Edinburgh isn't just a “grab a big apartment and sort the rest later” city anymore. Scotland's licensing requirements for short-term lets have made group-friendly accommodation more complex, and tighter rules can constrain supply and create problems around celebration suitability, as discussed in this Edinburgh hen weekend accommodation overview.

That changes the job for the organiser. You're not just finding enough beds. You're checking whether the property works for your kind of stay.

The usual trouble spots are predictable:

  • House rules that conflict with the weekend
  • Hosts who allow bookings but dislike groups
  • Layouts that sound social but aren't
  • Locations that look central on a map but add too much travel friction

What to check before you pay anything

A hen-friendly base needs more than capacity. It needs the right layout and the right permission.

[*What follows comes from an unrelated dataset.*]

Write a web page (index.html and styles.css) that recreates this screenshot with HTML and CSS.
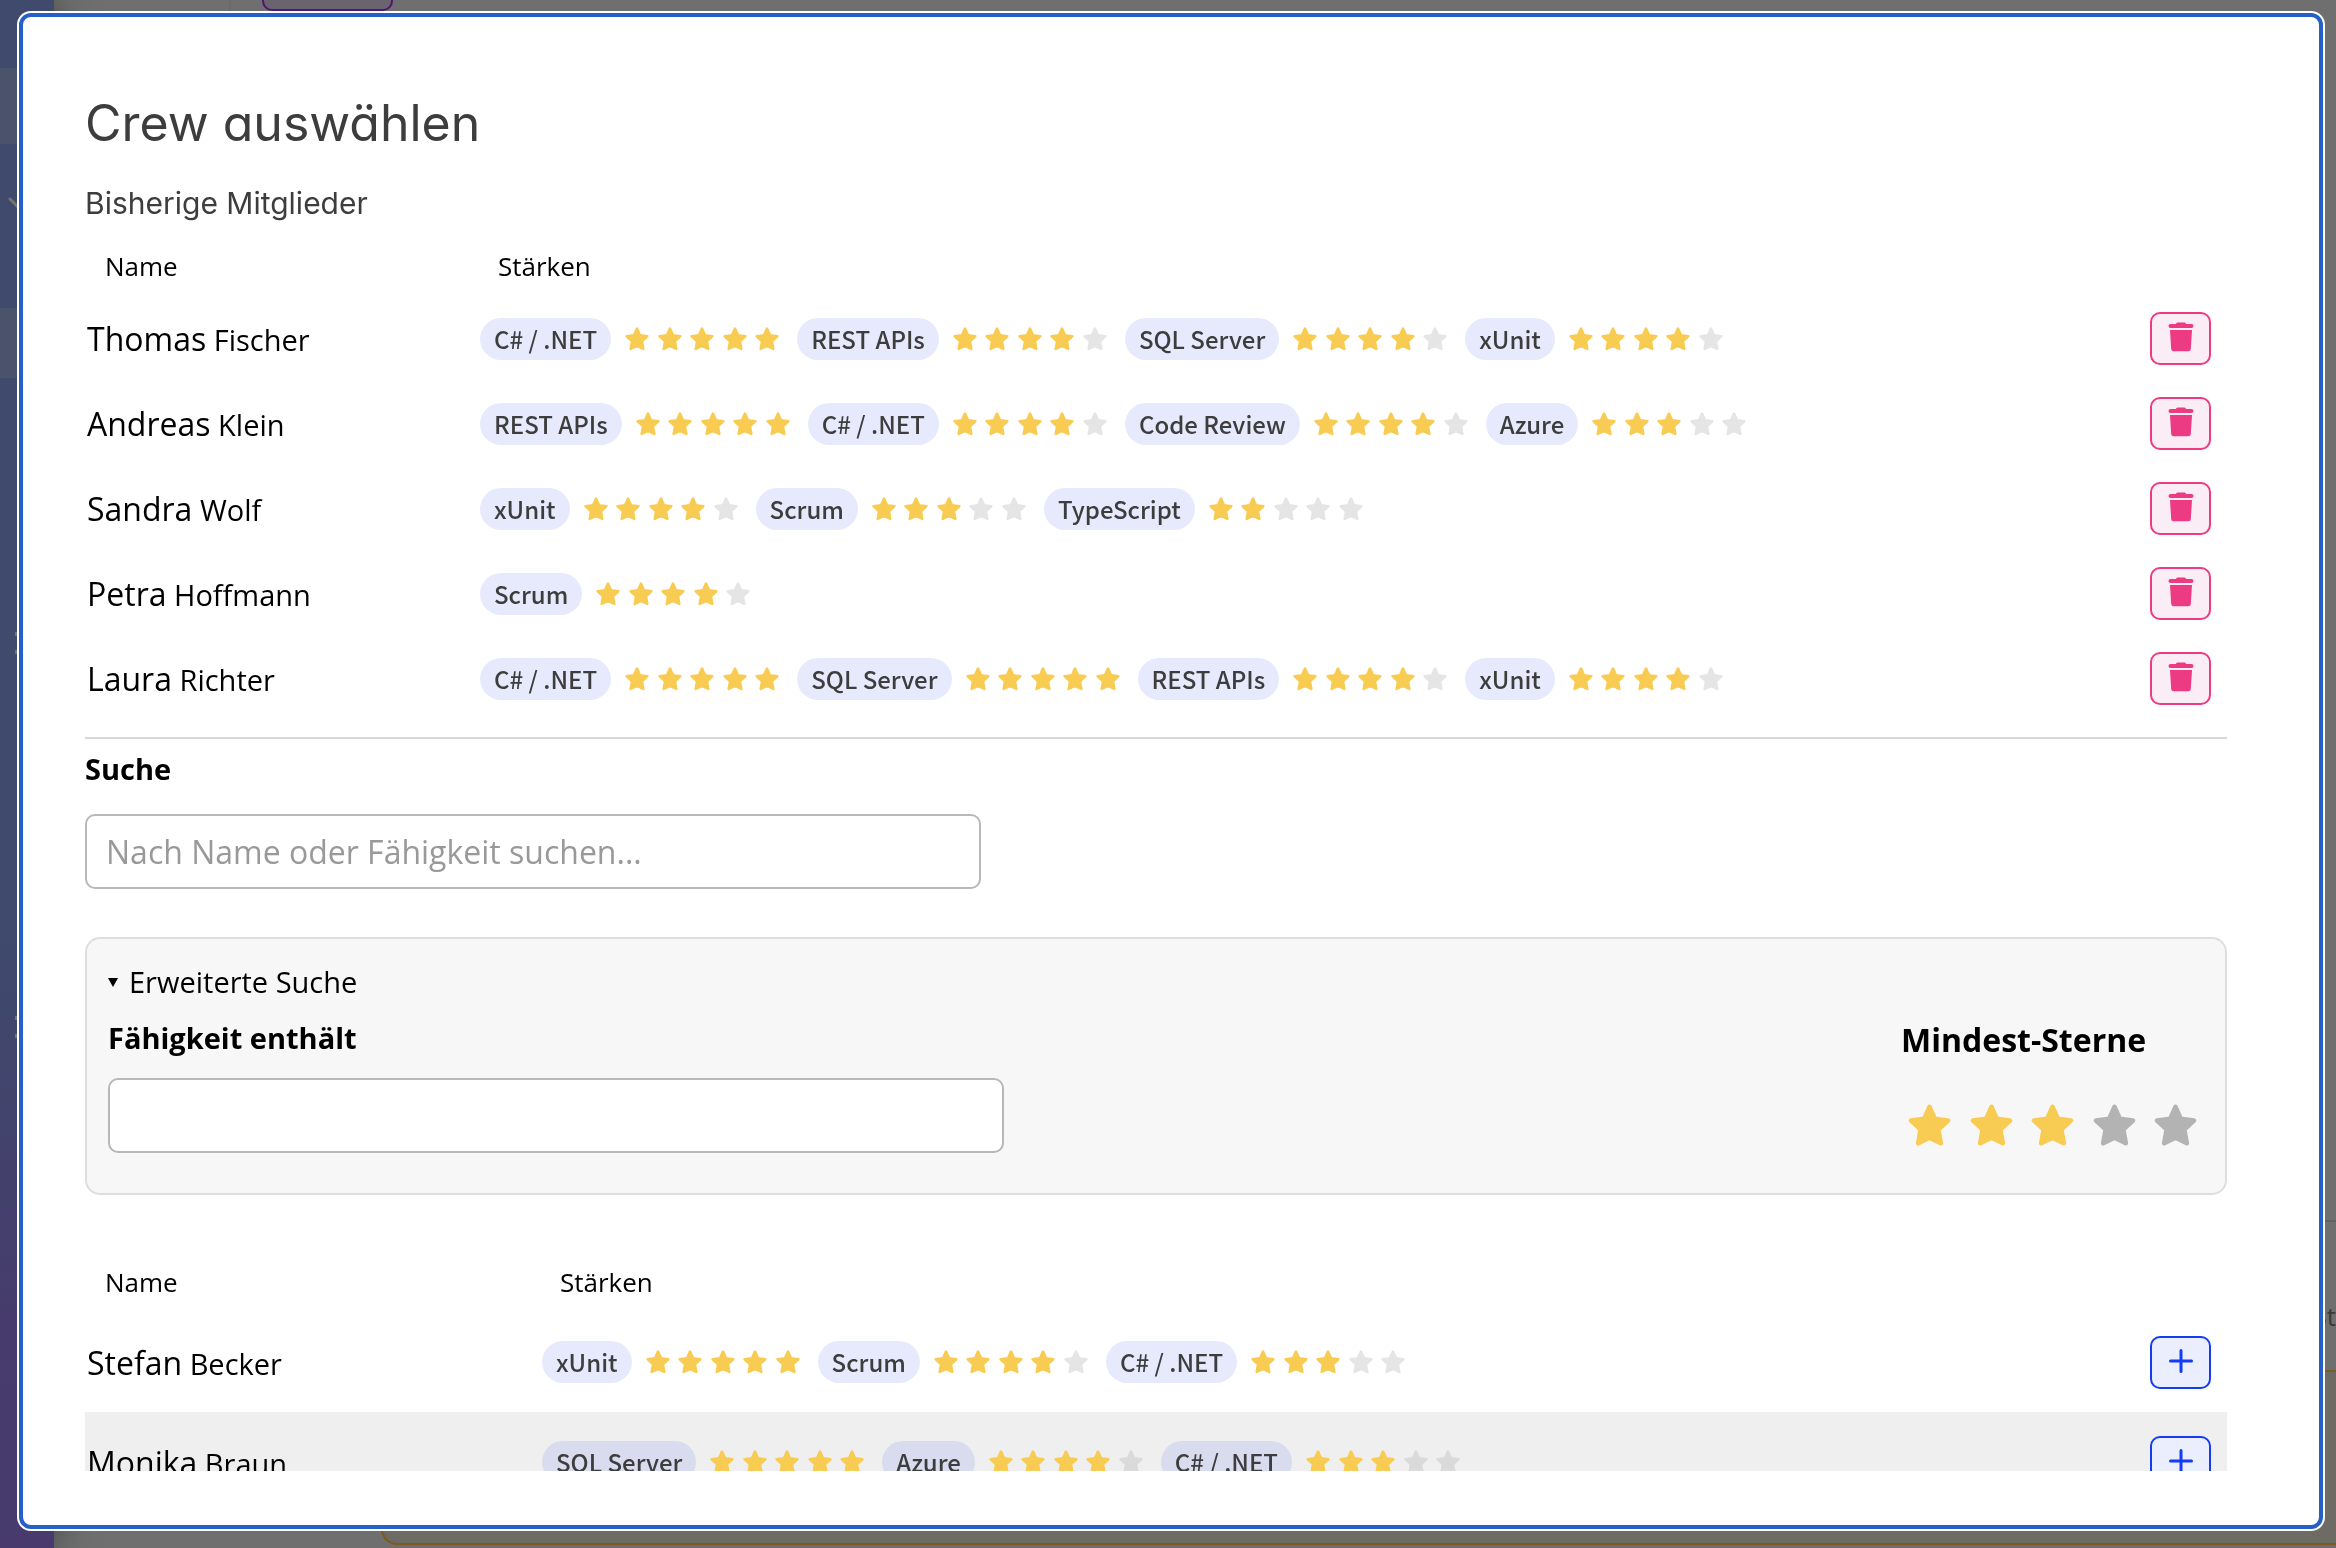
FILE: index.html
```html
<!DOCTYPE html>
<html lang="de">
<head>
<meta charset="utf-8">
<title>Crew auswählen</title>
<link rel="stylesheet" href="styles.css">
</head>
<body>
<svg class="sprite" aria-hidden="true">
  <symbol id="star" viewBox="0 0 24 24"><path d="M12 1.6 15 8.3 22.3 9.2 16.9 14.2 18.3 21.9 12 18.8 5.700 21.900 7.100 14.200 1.700 9.200 9 8.300Z" fill="currentColor" stroke="currentColor" stroke-width="2.600" stroke-linejoin="round"/></symbol>
  <symbol id="trash" viewBox="0 0 26 30"><path d="M9.500 0.500h7q1.500 0 1.500 1.500h5.500a2 2 0 0 1 0 4h-21a2 2 0 0 1 0-4h5.500q0-1.500 1.500-1.500zM2 8h22l-1.200 19a2.500 2.500 0 0 1-2.500 2.300h-14.600a2.500 2.500 0 0 1-2.500-2.300z" fill="currentColor"/></symbol>
  <symbol id="plus" viewBox="0 0 24 24"><path d="M12 1.500v21M1.500 12h21" stroke="currentColor" stroke-width="3" stroke-linecap="round" fill="none"/></symbol>
</svg>

<div class="page">
  <aside class="sidebar">
    <div class="side-item side-item-first"></div>
    <div class="side-group"><svg class="chevron" viewBox="0 0 20 12"><path d="M2 2l8 8 8-8" fill="none" stroke="currentColor" stroke-width="3" stroke-linecap="round"/></svg></div>
    <div class="side-item"></div>
    <div class="side-more"><i class="dots"></i><i class="dots"></i></div>
  </aside>
  <main class="main">
    <div class="toolbar"><div class="tool"></div></div>
    <div class="board"><div class="board-row">St</div></div>
    <div class="note"></div>
  </main>
</div>

<dialog class="modal" open aria-labelledby="title">
  <div class="scroller">
    <h1 class="title" id="title">Crew auswählen</h1>
    <h2 class="subtitle">Bisherige Mitglieder</h2>
    <table class="crew members">
      <thead><tr><th class="col-name">Name</th><th class="col-skills">Stärken</th><th class="col-action"></th></tr></thead>
      <tbody id="members"></tbody>
    </table>
    <hr class="rule">
    <label class="label" for="search">Suche</label>
    <input class="field" id="search" type="text" placeholder="Nach Name oder Fähigkeit suchen...">
    <details class="advanced" open>
      <summary class="summary">Erweiterte Suche</summary>
      <div class="filters">
        <div>
          <label class="label" for="skill">Fähigkeit enthält</label>
          <input class="field" id="skill" type="text">
        </div>
        <fieldset class="minimum">
          <legend class="legend">Mindest-Sterne</legend>
          <div class="rating" id="rating"></div>
        </fieldset>
      </div>
    </details>
    <table class="crew candidates">
      <thead><tr><th class="col-name">Name</th><th class="col-skills">Stärken</th><th class="col-action"></th></tr></thead>
      <tbody id="candidates"></tbody>
    </table>
  </div>
</dialog>
<script src="crew.js"></script>
</body>
</html>
```
FILE: crew.js
```js
const members = [
  ["Thomas", "Fischer", [["C# / .NET", 5], ["REST APIs", 4], ["SQL Server", 4], ["xUnit", 4]]],
  ["Andreas", "Klein", [["REST APIs", 5], ["C# / .NET", 4], ["Code Review", 4], ["Azure", 3]]],
  ["Sandra", "Wolf", [["xUnit", 4], ["Scrum", 3], ["TypeScript", 2]]],
  ["Petra", "Hoffmann", [["Scrum", 4]]],
  ["Laura", "Richter", [["C# / .NET", 5], ["SQL Server", 5], ["REST APIs", 4], ["xUnit", 4]]]
];
const candidates = [
  ["Stefan", "Becker", [["xUnit", 5], ["Scrum", 4], ["C# / .NET", 3]]],
  ["Monika", "Braun", [["SQL Server", 5], ["Azure", 4], ["C# / .NET", 3]]]
];

const icon = (id, cls) => `<svg class="${cls}"><use href="#${id}"/></svg>`;
const star = (on) => icon("star", on ? "star on" : "star");
const steps = [1, 2, 3, 4, 5];

function row([first, last, skills], kind, symbol, verb) {
  const list = skills.map(([name, n]) =>
    `<li class="skill"><span class="chip">${name}</span><span class="stars" role="img" aria-label="${n} von 5">${steps.map((i) => star(i <= n)).join("")}</span></li>`
  ).join("");
  return `<tr><td class="name"><span class="first">${first}</span> ${last}</td>
    <td><ul class="skills">${list}</ul></td>
    <td class="action"><button class="btn ${kind}" type="button" aria-label="${first} ${last} ${verb}">${icon(symbol, "btn-icon")}</button></td></tr>`;
}

document.getElementById("members").innerHTML =
  members.map((m) => row(m, "remove", "trash", "entfernen")).join("");
document.getElementById("candidates").innerHTML =
  candidates.map((m) => row(m, "add", "plus", "hinzufügen")).join("");
document.getElementById("rating").innerHTML = steps.map((i) =>
  `<label class="rate"><input class="rate-input" type="radio" name="stars" value="${i}" aria-label="${i} Sterne"${i === 3 ? " checked" : ""}>${star(i <= 3)}</label>`
).join("");
```
FILE: styles.css
```css
* { box-sizing: border-box; }

body {
  margin: 0;
  font-family: "Open Sans", "Noto Sans", sans-serif;
  color: #000;
  background: #6f6f6f;
}

.sprite { position: absolute; width: 0; height: 0; }

/* Dimmed page under the dialog */
.page { display: flex; height: 100vh; overflow: hidden; }
.sidebar {
  flex: none;
  width: 54px;
  padding-top: 68px;
  background: linear-gradient(#3f4a6c 0%, #3f4a6c 60%, #463c6c 85%, #483a6c 100%);
  box-shadow: 0 0 40px #3c4242;
}
.side-item { height: 70px; background: #4a526c; }
.side-item-first { height: 76px; }
.side-group { height: 164px; padding: 48px 0 0 8px; color: #77756f; }
.chevron { width: 20px; height: 12px; }
.side-more { display: grid; gap: 362px; padding: 254px 0 0 15px; }
.dots { width: 4px; height: 22px; border: solid #77756f; border-width: 4px 0; }
.main { flex: 1; display: flex; flex-direction: column; padding-bottom: 3px; }
.toolbar { height: 11px; margin-left: 175px; padding-left: 31px; border-left: 2px solid #6a6a6a; }
.tool {
  width: 131px;
  height: 11px;
  border: 2px solid #541470;
  border-top: 0;
  border-radius: 0 0 10px 10px;
  background: #6a6470;
}
.board { flex: 1; display: flex; flex-direction: column; justify-content: flex-end; }
.board-row {
  height: 150px;
  padding-top: 76px;
  border-top: 2px solid #626262;
  font-size: 26px;
  line-height: 36px;
  text-align: right;
  color: #3a3a3a;
}
.note {
  height: 175px;
  margin-left: 327px;
  border: 2px solid #7d5a1e;
  border-right: 0;
  border-radius: 16px 0 0 16px;
  background: #6d6b63;
}

/* Dialog */
.modal {
  position: fixed;
  inset: 13px 13px 19px 19px;
  width: auto;
  height: auto;
  max-width: none;
  max-height: none;
  margin: 0;
  padding: 70px 92px 54px 62px;
  overflow: hidden;
  border: 4px solid #255fc8;
  border-radius: 12px;
  background: #fff;
  box-shadow: 0 0 0 2px #fff;
  color: #000;
}
.scroller { height: 100%; overflow: hidden; }

.title, .subtitle {
  margin: 0;
  font-family: Inter, sans-serif;
  font-feature-settings: "cv11";
  font-weight: 400;
  color: #3d3d3d;
}
.title { font-size: 50px; line-height: 72px; }
.subtitle { margin-top: 20px; font-size: 30px; line-height: 48px; }

/* Crew tables */
.crew { width: 100%; border-collapse: collapse; table-layout: fixed; }
.crew th {
  height: 60px;
  padding: 0 20px;
  font-size: 26px;
  font-weight: 400;
  line-height: 36px;
  text-align: left;
}
.crew .col-skills { padding-left: 18px; }
.crew td { height: 85px; padding: 0; }
.members { margin-top: 9px; }
.members .col-name { width: 395px; }
.candidates .col-name { width: 457px; }
.crew .col-action { width: 77px; padding: 0; }
.candidates td { height: 100px; }
.candidates tr:nth-child(even) td { background: #efefef; }
.crew .name { padding: 2px 0 0 2px; font-size: 29px; line-height: 44px; white-space: nowrap; }
.first { font-size: 32px; }
.skills { display: flex; gap: 18px; margin: 0; padding: 0; list-style: none; }
.skill { display: flex; align-items: center; gap: 14px; }
.chip {
  padding: 0 14px;
  border-radius: 21px;
  background: #e7eafd;
  color: #3d3d3d;
  font-family: "Noto Sans CJK SC", sans-serif;
  font-size: 24px;
  font-weight: 500;
  line-height: 42px;
  white-space: nowrap;
}
.stars { display: flex; justify-content: space-between; width: 154px; }
.star { width: 24px; height: 24px; color: #e5e5e5; }
.star.on { color: #f8cb52; }
.candidates tr:nth-child(even) .chip { background: #d9dcee; }
.candidates tr:nth-child(even) .star:not(.on) { color: #dadada; }

.btn {
  display: flex;
  align-items: center;
  justify-content: center;
  width: 61px;
  height: 53px;
  padding: 0 0 3px;
  border: 2px solid;
  border-radius: 10px;
}
.remove { background: #fbedf5; border-color: #ec3a83; color: #ec3a83; }
.add { background: #ebeffd; border-color: #153bf5; color: #153bf5; }
.btn-icon { width: 26px; height: 30px; }
.add .btn-icon { width: 24px; height: 24px; }

/* Search */
.rule { height: 2px; margin: 16px 0 10px; border: 0; background: #d8d8d8; }
.label { display: block; font-size: 29px; font-weight: 700; line-height: 40px; }
.field {
  display: block;
  width: 896px;
  max-width: 100%;
  height: 75px;
  margin: 25px 0 0;
  padding: 0 19px;
  border: 2px solid #b8b8b8;
  border-radius: 10px;
  background: #fff;
  font: 32px "Open Sans", "Noto Sans", sans-serif;
}
.field::placeholder { color: #999; opacity: 1; }
.advanced {
  margin: 48px 0 57px;
  padding: 21px 21px 40px;
  border: 2px solid #dedede;
  border-radius: 15px;
  background: #f7f7f7;
}
.advanced .field { margin-top: 20px; }
.summary { display: flex; align-items: center; gap: 11px; font-size: 29px; line-height: 44px; list-style: none; }
.summary::before {
  content: "";
  border: solid transparent;
  border-width: 9px 5px 0;
  border-top-color: #000;
}
.filters { display: flex; justify-content: space-between; margin-top: 14px; }
.minimum { width: 303px; margin: 0; padding: 0; border: 0; }
.legend { padding: 0; font-size: 32px; font-weight: 700; line-height: 44px; }
.rating { display: flex; justify-content: space-between; padding: 42px 7px 0; }
.rate { display: grid; }
.rate-input { grid-area: 1 / 1; margin: 0; opacity: 0; }
.rate .star { grid-area: 1 / 1; width: 43px; height: 43px; color: #b3b3b3; }
.rate .star.on { color: #f8cb52; }
```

Look for these signs first:

  • Celebration suitability: Is the property openly designed for group bookings, or are you guessing?
  • Shared space: A large kitchen diner or lounge matters more than extra tiny bedrooms.
  • Sleeping setup: Check whether the bed split works for the group. Stylish photos can hide awkward arrangements.
  • Access and stairs: Edinburgh properties often have character. That can also mean a lot of stairs, tricky luggage access, or awkward entry for older guests.
  • Noise expectations: You don't need a wild party house, but you do need somewhere that won't become tense the moment everyone gets ready together.

If a listing makes you work hard to understand whether a hen group is welcome, assume it may not be the right booking.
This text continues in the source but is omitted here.